Djokovic also began to make inroads on the Federer serve—four deuces at 3-4, and outplaying the Swiss in five-stroke volley exchange. But after seven probing minutes, Federer went 5-3. After another six minutes, Djokovic survived two more break points to force his opponent to serve it out.
Here, then, was the test of the Federer confidence that had dipped with back-injury last year. He went 15-30 down against a Djokovic wide-eyed with focus, but took control with a forehand winner, an ace and, appropriately enough, a volley winner to seize set and match, 6-4.
Yes, the fitness and confidence are undoubtedly back, and he could not stop beaming when asked whether he was playing his best tennis of the year: “Yes, I think maybe I am.”
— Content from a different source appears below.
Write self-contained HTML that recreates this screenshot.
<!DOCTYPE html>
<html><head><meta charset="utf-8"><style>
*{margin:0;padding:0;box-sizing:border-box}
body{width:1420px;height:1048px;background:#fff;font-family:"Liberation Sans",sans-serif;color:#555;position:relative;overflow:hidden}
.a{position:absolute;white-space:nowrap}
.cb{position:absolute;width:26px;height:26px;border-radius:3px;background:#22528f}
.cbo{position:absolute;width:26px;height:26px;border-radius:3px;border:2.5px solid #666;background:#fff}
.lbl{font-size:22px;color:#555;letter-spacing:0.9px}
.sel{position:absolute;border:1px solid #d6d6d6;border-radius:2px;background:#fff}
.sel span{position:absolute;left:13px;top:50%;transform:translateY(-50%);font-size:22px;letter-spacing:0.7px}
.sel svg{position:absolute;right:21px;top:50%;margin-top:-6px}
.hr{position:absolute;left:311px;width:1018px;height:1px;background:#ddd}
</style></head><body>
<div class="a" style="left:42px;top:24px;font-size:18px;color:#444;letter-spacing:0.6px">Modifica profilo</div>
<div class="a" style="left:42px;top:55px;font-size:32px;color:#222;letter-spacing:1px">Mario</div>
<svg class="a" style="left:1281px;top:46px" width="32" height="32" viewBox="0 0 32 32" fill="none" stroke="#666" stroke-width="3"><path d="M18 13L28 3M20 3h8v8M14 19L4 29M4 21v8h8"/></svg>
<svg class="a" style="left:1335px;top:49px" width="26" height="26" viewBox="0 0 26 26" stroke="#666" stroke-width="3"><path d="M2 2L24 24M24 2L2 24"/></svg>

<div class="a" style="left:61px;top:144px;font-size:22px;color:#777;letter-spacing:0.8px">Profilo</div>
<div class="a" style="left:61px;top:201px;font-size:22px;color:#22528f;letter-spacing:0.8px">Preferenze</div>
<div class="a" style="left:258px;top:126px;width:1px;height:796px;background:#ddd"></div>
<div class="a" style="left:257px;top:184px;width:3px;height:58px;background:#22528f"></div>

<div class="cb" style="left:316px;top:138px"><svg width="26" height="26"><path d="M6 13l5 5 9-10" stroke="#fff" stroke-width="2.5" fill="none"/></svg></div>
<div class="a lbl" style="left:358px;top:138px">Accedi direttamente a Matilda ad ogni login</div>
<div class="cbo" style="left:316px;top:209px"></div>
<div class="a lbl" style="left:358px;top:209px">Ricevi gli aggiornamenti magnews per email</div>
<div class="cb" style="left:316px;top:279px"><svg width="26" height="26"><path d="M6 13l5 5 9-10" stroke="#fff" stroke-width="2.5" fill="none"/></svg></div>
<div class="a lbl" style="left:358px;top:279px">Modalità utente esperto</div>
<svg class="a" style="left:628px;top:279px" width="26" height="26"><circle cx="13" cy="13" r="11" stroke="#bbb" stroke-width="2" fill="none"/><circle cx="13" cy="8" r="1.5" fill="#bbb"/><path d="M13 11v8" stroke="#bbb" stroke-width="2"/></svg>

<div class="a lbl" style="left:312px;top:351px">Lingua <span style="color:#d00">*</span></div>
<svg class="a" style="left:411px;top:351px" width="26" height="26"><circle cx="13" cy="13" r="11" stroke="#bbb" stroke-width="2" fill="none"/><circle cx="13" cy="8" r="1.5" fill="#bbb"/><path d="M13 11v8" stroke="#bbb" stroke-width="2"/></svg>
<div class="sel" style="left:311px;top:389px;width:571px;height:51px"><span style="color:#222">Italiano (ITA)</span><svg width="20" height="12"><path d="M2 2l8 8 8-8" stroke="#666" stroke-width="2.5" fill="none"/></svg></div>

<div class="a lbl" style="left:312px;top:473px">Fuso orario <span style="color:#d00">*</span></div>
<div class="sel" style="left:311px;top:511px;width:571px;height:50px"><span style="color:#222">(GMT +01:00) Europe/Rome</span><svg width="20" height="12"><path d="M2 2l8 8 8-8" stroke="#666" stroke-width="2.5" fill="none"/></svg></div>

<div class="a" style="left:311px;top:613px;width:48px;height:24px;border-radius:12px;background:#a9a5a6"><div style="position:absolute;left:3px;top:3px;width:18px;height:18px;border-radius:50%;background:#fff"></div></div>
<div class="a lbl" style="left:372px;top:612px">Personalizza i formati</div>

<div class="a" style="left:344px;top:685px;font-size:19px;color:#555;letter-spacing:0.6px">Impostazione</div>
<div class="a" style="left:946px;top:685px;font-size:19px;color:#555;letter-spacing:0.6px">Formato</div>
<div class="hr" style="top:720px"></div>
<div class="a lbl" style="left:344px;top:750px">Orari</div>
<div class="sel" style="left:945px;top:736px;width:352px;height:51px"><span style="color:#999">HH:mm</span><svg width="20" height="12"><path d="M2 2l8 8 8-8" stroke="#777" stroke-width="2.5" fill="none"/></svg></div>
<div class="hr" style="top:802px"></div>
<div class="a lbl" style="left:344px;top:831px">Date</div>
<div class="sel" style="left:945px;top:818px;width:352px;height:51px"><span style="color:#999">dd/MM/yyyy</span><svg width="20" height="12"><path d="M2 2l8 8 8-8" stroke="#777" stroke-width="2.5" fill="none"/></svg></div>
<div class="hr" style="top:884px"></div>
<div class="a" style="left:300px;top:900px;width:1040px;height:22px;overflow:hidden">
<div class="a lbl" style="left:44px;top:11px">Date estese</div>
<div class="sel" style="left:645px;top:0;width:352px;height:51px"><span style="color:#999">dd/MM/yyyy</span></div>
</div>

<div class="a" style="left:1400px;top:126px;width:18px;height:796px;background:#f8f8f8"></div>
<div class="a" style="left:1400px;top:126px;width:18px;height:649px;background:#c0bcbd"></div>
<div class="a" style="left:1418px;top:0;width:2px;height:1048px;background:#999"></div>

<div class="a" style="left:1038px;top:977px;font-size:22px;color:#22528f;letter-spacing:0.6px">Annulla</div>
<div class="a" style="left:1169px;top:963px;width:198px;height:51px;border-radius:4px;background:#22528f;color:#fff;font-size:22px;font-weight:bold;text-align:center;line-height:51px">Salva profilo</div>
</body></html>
A tally of 35 winners to 23 errors would not disagree, and nor did Djokovic: “I think I did not play too bad. It’s just that he played everything he wanted to play. He played the perfect match. I think he’s going to tell you how he felt, but that’s how I felt he played. He played an amazing match.”
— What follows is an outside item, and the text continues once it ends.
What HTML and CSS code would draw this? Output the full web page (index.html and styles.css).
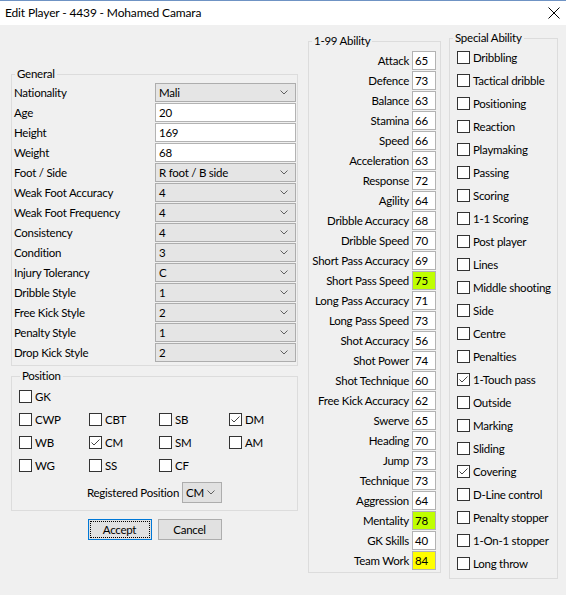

In his fifth Masters final of the year, Federer will face Gilles Simon, who has been playing the kind of smart, nimble, error-free tennis that took him to No6 in the world a few years back and unpicked the big serve-and-volley game of Feliciano Lopez, 6-2, 7-6.
And Simon’s coach, notebook in hand, was watching Federer with great interest: Tactically, the Frenchman is as smart as they come. He won his first two matches against Federer and took the Swiss to five sets in both previous Grand Slam meetings.
It promises to be an intriguing match of contrasts, of mental resolve, of smartness and quick thinking.